Imagine you are a safety inspector. Instead of waiting for a disaster to happen, you simulate what happens if a guard trips.
- The Metric: They ask, "If a guard trips here, how many other people does it knock over?"
- The Innovation: They created a mathematical tool called Residual Distance. This measures how "far" a mistake is from becoming a disaster.
- If a mistake knocks over 1 person, it's bad.
- If a mistake knocks over 10 people, it's catastrophic.
- The authors' tool helps them find a dance schedule where even if a guard trips, the "knock-over" effect is minimal and easy to fix.
4. The Results: Faster and Stronger
The authors tested their "Left-Right Dance" on several different types of quantum codes (different floor plans for the marbles).
- The Outcome: Their new schedules were 10 times better at preventing errors than the old methods.
- The "Gross" Code: They even solved a specific, difficult puzzle called the "Gross Code." For years, people thought the best possible safety level was 10. The authors proved that with their new dance, you can actually reach a safety level of 11, and they showed exactly how to do it.
Summary
Think of this paper as a traffic engineer who redesigned a chaotic city intersection.

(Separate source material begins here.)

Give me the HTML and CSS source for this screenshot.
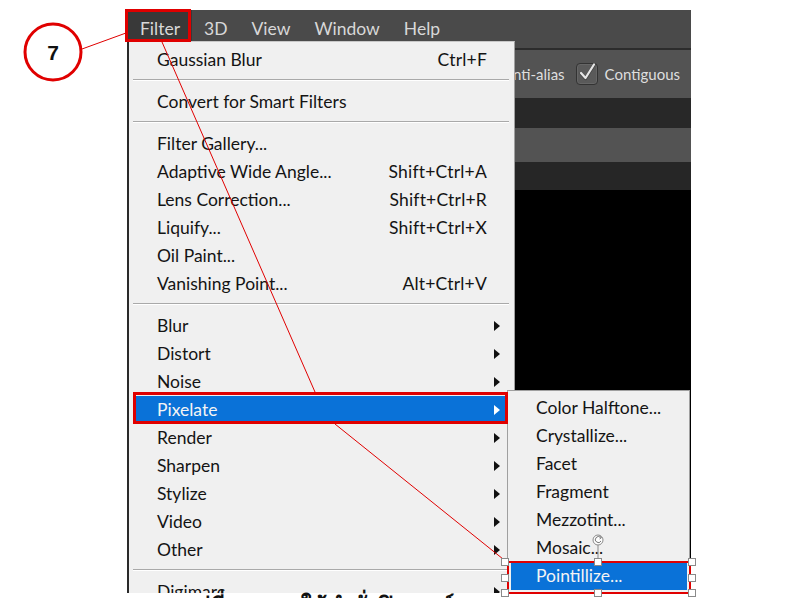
FILE: index.html
```html
<!DOCTYPE html>
<html>
<head>
<meta charset="utf-8">
<link rel="stylesheet" href="styles.css">
</head>
<body>
<div class="page">
  <div class="ps">
    <div class="menubar">
      <span class="mb-item active">Filter</span>
      <span class="mb-item">3D</span>
      <span class="mb-item">View</span>
      <span class="mb-item">Window</span>
      <span class="mb-item">Help</span>
    </div>
    <div class="optbar">
      <span class="opt-label">Anti-alias</span>
      <span class="chk">
        <svg width="22" height="22" viewBox="0 0 22 22"><path d="M5 11.5 L9.5 16.5 L18 3" fill="none" stroke="#2e2e2e" stroke-width="3.2" stroke-linejoin="round" stroke-linecap="round" opacity="0.5"/><path d="M5 11 L9.5 16 L18 2.5" fill="none" stroke="#e6e6e6" stroke-width="2.2" stroke-linejoin="round" stroke-linecap="round"/></svg>
      </span>
      <span class="opt-label">Contiguous</span>
    </div>
    <div class="band band-dark"></div>
    <div class="band band-gray"></div>
    <div class="band band-dark2"></div>
    <div class="canvas"></div>
  </div>

  <div class="menu">
    <div class="item"><span>Gaussian Blur</span><span class="sc">Ctrl+F</span></div>
    <div class="sep"></div>
    <div class="item"><span>Convert for Smart Filters</span></div>
    <div class="sep"></div>
    <div class="item"><span>Filter Gallery...</span></div>
    <div class="item"><span>Adaptive Wide Angle...</span><span class="sc">Shift+Ctrl+A</span></div>
    <div class="item"><span>Lens Correction...</span><span class="sc">Shift+Ctrl+R</span></div>
    <div class="item"><span>Liquify...</span><span class="sc">Shift+Ctrl+X</span></div>
    <div class="item"><span>Oil Paint...</span></div>
    <div class="item"><span>Vanishing Point...</span><span class="sc">Alt+Ctrl+V</span></div>
    <div class="sep"></div>
    <div class="item"><span>Blur</span><span class="arrow"></span></div>
    <div class="item"><span>Distort</span><span class="arrow"></span></div>
    <div class="item"><span>Noise</span><span class="arrow"></span></div>
    <div class="item hl"><span>Pixelate</span><span class="arrow"></span></div>
    <div class="item"><span>Render</span><span class="arrow"></span></div>
    <div class="item"><span>Sharpen</span><span class="arrow"></span></div>
    <div class="item"><span>Stylize</span><span class="arrow"></span></div>
    <div class="item"><span>Video</span><span class="arrow"></span></div>
    <div class="item"><span>Other</span><span class="arrow"></span></div>
    <div class="sep"></div>
    <div class="item"><span>Digimarc</span><span class="arrow"></span></div>
  </div>

  <div class="submenu">
    <div class="sitem">Color Halftone...</div>
    <div class="sitem">Crystallize...</div>
    <div class="sitem">Facet</div>
    <div class="sitem">Fragment</div>
    <div class="sitem">Mezzotint...</div>
    <div class="sitem">Mosaic...</div>
    <div class="sitem hl">Pointillize...</div>
  </div>

  <div class="caption">รูปที่ 7.7 การใช้คำสั่งฟิลเตอร์แบบ Pointillize</div>

  <svg class="annot" width="790" height="598" viewBox="0 0 790 598">
    <circle cx="53" cy="52" r="28" fill="#fff" stroke="#e00000" stroke-width="3"/>
    <text x="53" y="60" text-anchor="middle" class="num">7</text>
    <line x1="82" y1="49" x2="126" y2="33" stroke="#e00000" stroke-width="1"/>
    <rect x="126.5" y="10.5" width="63" height="30" fill="none" stroke="#e00000" stroke-width="3"/>
    <line x1="162" y1="42" x2="315" y2="392" stroke="#e00000" stroke-width="1"/>
    <rect x="134.5" y="393.5" width="372" height="29" fill="none" stroke="#e00000" stroke-width="3"/>
    <line x1="335" y1="424" x2="503" y2="559" stroke="#e00000" stroke-width="1"/>
    <rect x="508" y="562" width="182" height="31" fill="none" stroke="#e00000" stroke-width="2"/>
    <line x1="598" y1="545" x2="598" y2="559" stroke="#8a8a8a" stroke-width="1"/>
    <circle cx="598" cy="540" r="5" fill="#fff" stroke="#8a8a8a" stroke-width="1"/>
    <path d="M600.5 537.5 A3 3 0 1 0 601 541" fill="none" stroke="#777" stroke-width="1"/>
    <path d="M599.5 536 L601.5 537.6 L599.6 539" fill="none" stroke="#777" stroke-width="1"/>
    <g fill="#fff" stroke="#8a8a8a" stroke-width="1">
      <rect x="501.5" y="558.5" width="7" height="7"/>
      <rect x="594.5" y="558.5" width="7" height="7"/>
      <rect x="688.5" y="558.5" width="7" height="7"/>
      <rect x="501.5" y="574.5" width="7" height="7"/>
      <rect x="688.5" y="574.5" width="7" height="7"/>
      <rect x="501.5" y="589.5" width="7" height="7"/>
      <rect x="594.5" y="589.5" width="7" height="7"/>
      <rect x="688.5" y="589.5" width="7" height="7"/>
    </g>
  </svg>
</div>
</body>
</html>
```

FILE: styles.css
```css
* { box-sizing: border-box; }
html, body { margin: 0; padding: 0; background: #fff; }
body { font-family: Lato, "Liberation Sans", sans-serif; }

.page {
  position: relative;
  width: 790px;
  height: 598px;
  overflow: hidden;
  background: #fff;
  padding-top: 10px;
}

.ps {
  margin-left: 127px;
  width: 564px;
  height: 588px;
  display: flex;
  flex-direction: column;
  background: #000;
}

.menubar {
  height: 40px;
  background: #4a4a4a;
  border-bottom: 2px solid #2c2c2c;
  display: flex;
  align-items: stretch;
}
.mb-item {
  display: flex;
  align-items: center;
  padding: 0 12px 2px 12px;
  font-size: 17.5px;
  color: #d8d8d8;
}
.mb-item.active {
  background: #393939;
  padding-left: 13px;
  padding-right: 12px;
}

.optbar {
  height: 48px;
  background: #535353;
  display: flex;
  align-items: center;
  justify-content: flex-end;
  padding-right: 11px;
  gap: 7px;
}
.opt-label {
  font-size: 15px;
  color: #dedede;
  margin-top: -1px;
}
.opt-label:first-child { margin-right: 4px; }
.chk {
  width: 22px;
  height: 22px;
  border: 1px solid #333;
  border-radius: 4px;
  background: #5a5a5a;
  display: flex;
  align-items: center;
  justify-content: center;
  box-shadow: inset 0 0 0 1px #666;
  overflow: visible;
}
.chk svg { flex: none; margin-top: -2px; }

.band { flex: none; }
.band-dark { height: 30px; background: #282828; }
.band-gray { height: 34px; background: #535353; }
.band-dark2 { height: 28px; background: #262626; }
.canvas { flex: 1; background: #000; }

.menu {
  position: absolute;
  left: 127px;
  top: 41px;
  width: 388px;
  height: 580px;
  background: #f0f0f0;
  border-left: 2px solid #2a2a2a;
  border-right: 1px solid #a0a0a0;
  border-top: 1px solid #c8c8c8;
  padding-top: 4px;
  font-size: 17.5px;
  color: #141414;
}
.item {
  height: 28px;
  line-height: 28px;
  margin: 0 6px 0 4px;
  padding: 0 8px 0 24px;
  display: flex;
  justify-content: space-between;
  align-items: center;
  white-space: nowrap;
}
.item .sc { margin-right: 13px; letter-spacing: 0.2px; }
.item.hl { background: #0a72d8; color: #f4f4f4; }
.arrow {
  width: 0;
  height: 0;
  border-left: 6px solid #111;
  border-top: 5px solid transparent;
  border-bottom: 5px solid transparent;
}
.item.hl .arrow { border-left-color: #fff; }
.sep {
  height: 2px;
  margin: 5px 5px 7px 4px;
  border-top: 1px solid #a9a9a9;
  border-bottom: 1px solid #ffffff;
}

.submenu {
  position: absolute;
  left: 507px;
  top: 390px;
  width: 183px;
  height: 206px;
  background: #f0f0f0;
  border: 1px solid #a0a0a0;
  padding-top: 3px;
  font-size: 17.5px;
  color: #141414;
}
.sitem {
  height: 28px;
  line-height: 28px;
  margin: 0 2px 0 3px;
  padding-left: 25px;
  white-space: nowrap;
}
.sitem.hl { background: #0a72d8; color: #f4f4f4; }

.caption {
  position: absolute;
  left: 0;
  top: 593px;
  width: 790px;
  height: 10px;
  background: #fff;
  padding-left: 184px;
  font-family: "Liberation Serif", "Noto Sans", serif;
  font-weight: bold;
  font-size: 22px;
  line-height: 26px;
  color: #111;
  white-space: nowrap;
}

.annot {
  position: absolute;
  left: 0;
  top: 0;
  pointer-events: none;
}
.num {
  font-family: "Liberation Sans", Arial, sans-serif;
  font-weight: bold;
  font-size: 21px;
  fill: #111;
}
```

- Before: Cars (errors) were crashing into each other, causing gridlock and accidents.
- The Fix: They introduced a "Left-Right" traffic light system and a new way to measure accident risks.
- The Result: Traffic flows faster, accidents are rarer, and the city (the quantum computer) runs much more efficiently.
The authors have also made their "traffic rules" (software code) available for free, so anyone building a quantum computer can use these better schedules immediately.